The mystery was intriguing and I just had to know what happened, who killed the husband and why, what were his secrets, why did all this come about.  That was primarily what pushed me through the book.  I had an issue  with the protagonist, Fran.  She just seemed willfully ignorant of anything to do with her husband.  It didn’t even seem like her husband had to try very hard to keep his secrets.  She was a difficult protagonist to feel empathy for, even though obviously, she has been done wrong by her husband and is now being treated horribly by the police. At the end her husband’s “secret” was difficult to buy into, but the book did wrap up all the plot points.  I gave this 3 out of 5 stars, because of atmosphere and the fact it did keep me turning the pages.

Dear Daughter is along the lines of That Night by Chevy Stevens.  Dear Daughter concerns a celebrity who has just been released from prison on a technicality.  She had been serving a long sentence for the brutal murder of her mother.  She decides that she will always have the murder of her mother hanging over her head until she who her mother really was before she was a celebrity,  who really killed her and why her mother implicated her with her dying actions.  A well done mystery with Janie Jenkins following coded clues from her dead mother, uncovering secrets from years long gone by and secrets that are following her around in the present day.  My only issue with this book is the  ending.  It made no sense to me and it is the resolution of Janie’s story, so now I feel that I have no closure for Janie. sigh

Girl Waits with Gun by Amy Stewart is a historical fiction based on a real event, in the sense it was inspired by a news article titled Girl Waits with Gun.  A local mystery book club is reading this for April because it takes place in New Jersey and mentions recognizable places.  I was skeptical that I would enjoy this because I’m not a big historical fiction reader and it is not really a mystery.  The reader knows from the start who did what, Miss Kopp just has to set out to prove it and get the law to take her seriously and press charges.

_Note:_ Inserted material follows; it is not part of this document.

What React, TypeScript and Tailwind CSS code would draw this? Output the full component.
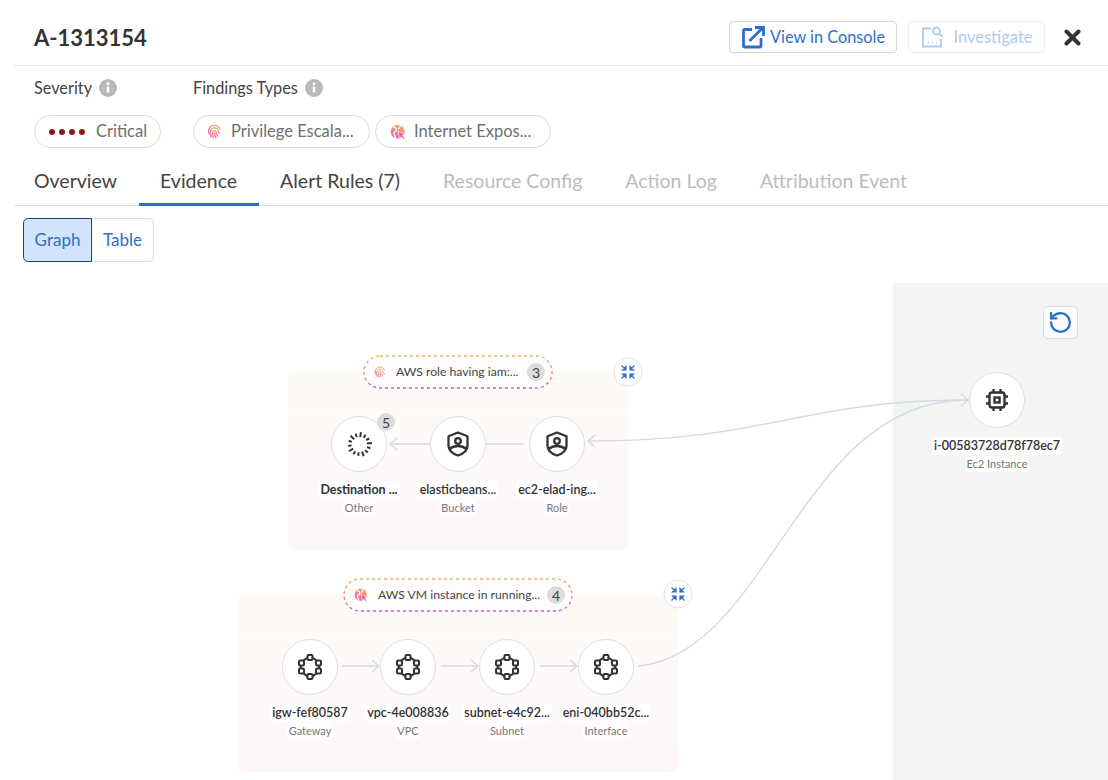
import React from "react";
import { RotateCcw } from "lucide-react";

// canvas starts at y=283 of the page, all node positions below are canvas coords
const tabs = [
  { label: "Overview", muted: false, first: true },
  { label: "Evidence", muted: false, active: true },
  { label: "Alert Rules (7)", muted: false },
  { label: "Resource Config", muted: true },
  { label: "Action Log", muted: true },
  { label: "Attribution Event", muted: true },
];

type NodeKind = "spinner" | "shield" | "network" | "chip";

const nodes: { x: number; y: number; title: string; sub: string; kind: NodeKind; bold?: boolean; badge?: string }[] = [
  { x: 359, y: 161, title: "Destination ...", sub: "Other", kind: "spinner", bold: true, badge: "5" },
  { x: 458, y: 161, title: "elasticbeans...", sub: "Bucket", kind: "shield" },
  { x: 557, y: 161, title: "ec2-elad-ing...", sub: "Role", kind: "shield" },
  { x: 310, y: 384, title: "igw-fef80587", sub: "Gateway", kind: "network" },
  { x: 408, y: 384, title: "vpc-4e008836", sub: "VPC", kind: "network" },
  { x: 507, y: 384, title: "subnet-e4c92...", sub: "Subnet", kind: "network" },
  { x: 606, y: 384, title: "eni-040bb52c...", sub: "Interface", kind: "network" },
  { x: 997, y: 117, title: "i-00583728d78f78ec7", sub: "Ec2 Instance", kind: "chip" },
];

const groups = [
  { x: 288, y: 89, w: 340, h: 178 },
  { x: 238, y: 312, w: 440, h: 177 },
];

const pills = [
  { x: 363, y: 72, w: 190, h: 34, text: "AWS role having iam:...", count: "3", icon: "finger" },
  { x: 343, y: 295, w: 230, h: 34, text: "AWS VM instance in running...", count: "4", icon: "globe" },
];

const collapses = [
  { x: 628, y: 89 },
  { x: 678, y: 311 },
];

function FingerprintIcon({ size = 16 }: { size?: number }) {
  return (
    <svg width={size} height={size} viewBox="0 0 24 24" fill="none" stroke="url(#warmGrad)" strokeWidth="2" strokeLinecap="round">
      <path d="M3.500 16C2 13 2 10.500 3 8 4.500 4.500 8 2 12 2s7.500 2.500 9 6" />
      <path d="M6.500 20.500C5 17 5 14 5.500 11.500 6.500 8 9 6.200 12 6.200c3.500 0 6 2.500 6 6 0 1.500 .8 2.800 3 2.800" />
      <path d="M10 22C8.500 18.500 8.500 15.500 9 13c.5-1.800 1.500-2.800 3-2.800s2.500 1 2.500 2.800c0 2.500 1.200 5 3.500 6.500" />
      <path d="M12 14c0 3 .8 5.800 2.500 8" />
    </svg>
  );
}

function GlobeIcon({ size = 16 }: { size?: number }) {
  return (
    <svg width={size} height={size} viewBox="0 0 24 24" fill="none">
      <circle cx="11.500" cy="11.500" r="10.500" fill="url(#warmGrad)" />
      <path d="M5 4c3 1 5 3 5 5s-4 2-4 5 2 5 3 7" stroke="#fff" strokeWidth="2" />
      <path d="M16 2c-1 3-3 4-3 6" stroke="#fff" strokeWidth="2" />
      <path d="M12 11l11 4-4.500 2 3.500 4-2 2-3.500-4-2 3.500z" fill="#e85fa8" stroke="#fff" strokeWidth="1" />
    </svg>
  );
}

function NodeIcon({ kind }: { kind: NodeKind }) {
  if (kind === "spinner") {
    const ticks = Array.from({ length: 14 }, (_, i) => (i * 360) / 14);
    return (
      <svg width="27" height="27" viewBox="0 0 27 27" stroke="#333" strokeWidth="2">
        {ticks.map((a, i) => (
          <line key={a} x1="13.500" y1={i % 3 === 0 ? 1 : 2} x2="13.500" y2={i % 3 === 0 ? 6 : 5.500} transform={`rotate(${a + 6} 13.500 13.500)`} />
        ))}
      </svg>
    );
  }
  if (kind === "shield") {
    return (
      <svg width="24" height="26" viewBox="0 0 24 26" fill="none" stroke="#333" strokeWidth="2.300" strokeLinejoin="round">
        <path d="M12 1.500l9.500 3.700v9.300c0 5-4 8.200-9.500 10-5.500-1.800-9.500-5-9.500-10V5.200z" />
        <circle cx="12" cy="10" r="2.800" />
        <path d="M3.500 18c2.500-2 5.500-3 8.500-3s6 1 8.500 3" />
      </svg>
    );
  }
  if (kind === "network") {
    const spots = [
      [13, 3.500],
      [21.500, 9],
      [21.500, 17],
      [13, 22.500],
      [4.500, 17],
      [4.500, 9],
    ];
    return (
      <svg width="26" height="26" viewBox="0 0 26 26" fill="none" stroke="#333" strokeWidth="2.100">
        <circle cx="13" cy="13" r="9.300" />
        {spots.map(([x, y]) => (
          <rect key={`${x}-${y}`} x={x - 2.500} y={y - 2.500} width="5" height="5" rx="1.200" fill="#fff" />
        ))}
      </svg>
    );
  }
  return (
    <svg width="24" height="24" viewBox="0 0 24 24" fill="none" stroke="#333" strokeWidth="2.400">
      <rect x="4.500" y="4.500" width="15" height="15" rx="2.500" />
      <rect x="9.500" y="9.500" width="5" height="5" />
      <path d="M8.500 1v3M15.500 1v3M8.500 20v3M15.500 20v3M1 8.500h3M1 15.500h3M20 8.500h3M20 15.500h3" />
    </svg>
  );
}

function CollapseIcon() {
  return (
    <svg width="15" height="15" viewBox="0 0 15 15" fill="#2d6fcb" stroke="#2d6fcb" strokeWidth="1.200">
      <path d="M1 1l4 4M5.500 2v3.500H2z" />
      <path d="M14 1l-4 4M9.500 2v3.500H13z" />
      <path d="M1 14l4-4M5.500 13V9.500H2z" />
      <path d="M14 14l-4-4M9.500 13V9.500H13z" />
    </svg>
  );
}

function InfoDot() {
  return (
    <svg width="18" height="18" viewBox="0 0 18 18" className="ml-[7px]">
      <circle cx="9" cy="9" r="9" fill="#b9b9b9" />
      <path d="M9 7.500v6" stroke="#fff" strokeWidth="2.600" />
      <circle cx="9" cy="4.700" r="1.500" fill="#fff" />
    </svg>
  );
}

function Chip({ children, className }: { children: React.ReactNode; className: string }) {
  return (
    <div className={`flex h-[33px] items-center rounded-full border border-[#dcdcdc] text-[16.500px] text-[#6f6f6f] ${className}`}>
      {children}
    </div>
  );
}

function GraphCanvas() {
  return (
    <div className="relative mt-[21px] flex min-h-0 flex-1 justify-end overflow-hidden">
      <div className="h-full w-[215px] bg-[#f3f5f5]" />

      {groups.map((g) => (
        <div
          key={g.x}
          className="absolute rounded-[6px] bg-gradient-to-b from-[#fefbf6] to-[#fdf7fb]"
          style={{ left: g.x, top: g.y, width: g.w, height: g.h }}
        />
      ))}

      <svg className="absolute inset-0" width="1108" height="497" fill="none" stroke="#d6d9e0" strokeWidth="1.400">
        <path d="M969 117C800 117 770 158 589 158" />
        <path d="M638 383C770 370 800 117 967 117" />
        <path d="M595 152l-7 6 7 6M961 111l7 6-7 6" />
        <path d="M430 161H391M397 155l-7 6 7 6M486 161h38" />
        <path d="M342 383h36M372 377l7 6-7 6M441 383h36M471 377l7 6-7 6M540 383h36M570 377l7 6-7 6" />
      </svg>

      {pills.map((p) => (
        <div
          key={p.x}
          className="absolute flex items-center rounded-full bg-[#fffdfc] pl-[11px] pr-[8px] text-[12.200px] text-[#444]"
          style={{ left: p.x, top: p.y, width: p.w, height: p.h }}
        >
          <svg className="absolute left-0 top-0" width={p.w} height={p.h} fill="none">
            <rect x="1" y="1" width={p.w - 2} height={p.h - 2} rx={(p.h - 2) / 2} stroke="url(#dashGrad)" strokeWidth="1.300" strokeDasharray="3 3" />
          </svg>
          {p.icon === "finger" ? <FingerprintIcon size={12} /> : <GlobeIcon size={14} />}
          <span className="ml-[10px] flex-1 whitespace-nowrap">{p.text}</span>
          <span className="flex h-[18px] w-[18px] items-center justify-center rounded-full bg-[#dcdcdc] text-[14px] text-[#444]">
            {p.count}
          </span>
        </div>
      ))}

      {collapses.map((c) => (
        <div
          key={c.x}
          className="absolute flex h-[29px] w-[29px] -translate-x-1/2 -translate-y-1/2 items-center justify-center rounded-full border border-[#e2e2e2] bg-white"
          style={{ left: c.x, top: c.y }}
        >
          <CollapseIcon />
        </div>
      ))}

      {nodes.map((n) => (
        <div key={n.title} className="absolute flex w-[140px] -translate-x-1/2 flex-col items-center" style={{ left: n.x, top: n.y - 28 }}>
          <div className="relative flex h-[56px] w-[56px] items-center justify-center rounded-full border border-[#dedede] bg-white">
            <NodeIcon kind={n.kind} />
            {n.badge && (
              <span className="absolute left-[45px] top-[-4px] flex h-[18px] w-[18px] items-center justify-center rounded-full bg-[#dcdcdc] text-[14px] text-[#444]">
                {n.badge}
              </span>
            )}
          </div>
          <span className={`mt-[9px] rounded-[2px] bg-white/70 px-[2px] text-[12.500px] leading-[18px] text-[#333] ${n.bold ? "font-bold" : "font-semibold"}`}>
            {n.title}
          </span>
          <span className="mt-[1px] rounded-[2px] bg-white/70 px-[2px] text-[11px] leading-[16px] text-[#777]">{n.sub}</span>
        </div>
      ))}

      <button className="absolute left-[1043px] top-[23px] flex h-[33px] w-[35px] items-center justify-center rounded-[5px] border border-[#dcdcdc] bg-white/60">
        <RotateCcw size={25} stroke="#2d6fcb" strokeWidth={2.200} />
      </button>
    </div>
  );
}

export default function App() {
  return (
    <div className="flex h-[780px] w-[1108px] flex-col overflow-hidden bg-white font-[family-name:Lato,sans-serif] text-[#333]">
      <svg width="0" height="0" className="absolute">
        <defs>
          <linearGradient id="warmGrad" x1="0.700" y1="0" x2="0.300" y2="1">
            <stop offset="0" stopColor="#edb26a" />
            <stop offset="1" stopColor="#e85fb8" />
          </linearGradient>
          <linearGradient id="dashGrad" x1="0" y1="0" x2="0" y2="1">
            <stop offset="0" stopColor="#efb66c" />
            <stop offset="1" stopColor="#e84fb5" />
          </linearGradient>
        </defs>
      </svg>

      {/* header */}
      <div className="ml-[14px] flex h-[66px] shrink-0 items-center border-b border-[#e8e8e8] pl-[20px] pt-[9px]">
        <h1 className="text-[22px] font-bold text-[#333]">A-1313154</h1>
        <button className="ml-auto flex h-[32px] w-[168px] items-center justify-center rounded-[4px] border border-[#d4d4d4] text-[16.300px] text-[#2d6fcb]">
          <svg width="24" height="24" viewBox="0 0 24 24" fill="none" stroke="#2d6fcb" strokeWidth="2.800" className="mr-[5px]">
            <path d="M11 4.500H3.500a1 1 0 0 0-1 1V21a1 1 0 0 0 1 1H19a1 1 0 0 0 1-1v-8" />
            <path d="M8.500 16L21 3.500M14 2.500h8.500V11" />
          </svg>
          View in Console
        </button>
        <button className="ml-[11px] flex h-[32px] w-[137px] items-center justify-center rounded-[4px] border border-[#eeeeee] text-[16.500px] text-[#aecaee]">
          <svg width="26" height="26" viewBox="0 0 26 24" fill="none" stroke="#aecaee" strokeWidth="1.800" className="mr-[7px]">
            <path d="M11 3.500H3v18h18v-8" />
            <circle cx="16.500" cy="6" r="3.500" />
            <path d="M19 9l3.500 2.500" />
            <path d="M8 17.500h.8M12 17.500h.8M16 17.500h.8" />
          </svg>
          Investigate
        </button>
        <svg width="17" height="17" viewBox="0 0 17 17" stroke="#333" strokeWidth="4" strokeLinecap="round" className="ml-[19px] mr-[27px]">
          <path d="M2.500 2.500l12 12M14.500 2.500l-12 12" />
        </svg>
      </div>

      {/* severity + findings */}
      <div className="flex shrink-0 pl-[34px] pt-[12px]">
        <div className="w-[159px]">
          <div className="flex h-[20px] items-center text-[16.300px] text-[#444]">
            Severity
            <InfoDot />
          </div>
          <Chip className="mt-[17px] w-[127px] pl-[14px]">
            <span className="mr-[11px] flex gap-[4px]">
              {[0, 1, 2, 3].map((i) => (
                <span key={i} className="h-[6px] w-[6px] rounded-full bg-[#8b1a1a]" />
              ))}
            </span>
            Critical
          </Chip>
        </div>
        <div>
          <div className="flex h-[20px] items-center text-[16.300px] text-[#444]">
            Findings Types
            <InfoDot />
          </div>
          <div className="mt-[17px] flex gap-[5px]">
            <Chip className="w-[177px] pl-[13px]">
              <FingerprintIcon size={15} />
              <span className="ml-[9px]">Privilege Escala...</span>
            </Chip>
            <Chip className="w-[176px] pl-[14px]">
              <GlobeIcon size={16} />
              <span className="ml-[8px]">Internet Expos...</span>
            </Chip>
          </div>
        </div>
      </div>

      {/* tabs */}
      <div className="ml-[14px] mt-[7px] flex h-[51px] shrink-0 items-stretch border-b border-[#dedede]">
        {tabs.map((t) => (
          <div
            key={t.label}
            className={`relative flex items-center pr-[21.500px] pt-[1px] text-[19.500px] ${t.first ? "pl-[20px]" : "pl-[21.500px]"} ${t.muted ? "text-[#bcbcbc]" : "text-[#444]"}`}
          >
            {t.label}
            {t.active && <span className="absolute bottom-[-1px] left-0 right-0 h-[3px] bg-[#2d6fcb]" />}
          </div>
        ))}
      </div>

      {/* graph / table toggle */}
      <div className="ml-[23px] mt-[12px] flex h-[44px] shrink-0 text-[17px] text-[#2d6fcb]">
        <button className="w-[69px] rounded-l-[5px] border border-[#1c4a87] bg-[#d2e4f9]">Graph</button>
        <button className="w-[62px] rounded-r-[5px] border border-l-0 border-[#dcdcdc]">Table</button>
      </div>

      <GraphCanvas />
    </div>
  );
}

There is a lot humorous elements here, which make it quite enjoyable to read and the Kopp sisters are great characters, brave, loyal and intelligent.  Determined to be independent of men at a time in which this was not such an easy thing to do.  It took me a little while to get into the book, but once I did I read the rest in one sitting.    The power the factory owners wielded at that time was well illustrated with discussions of the terrorizing strikers, company owned housing, blacklisting, etc.   The ending of the book lends itself to the start of a series in great way and I would be interested in reading another book featuring Constance Kopp.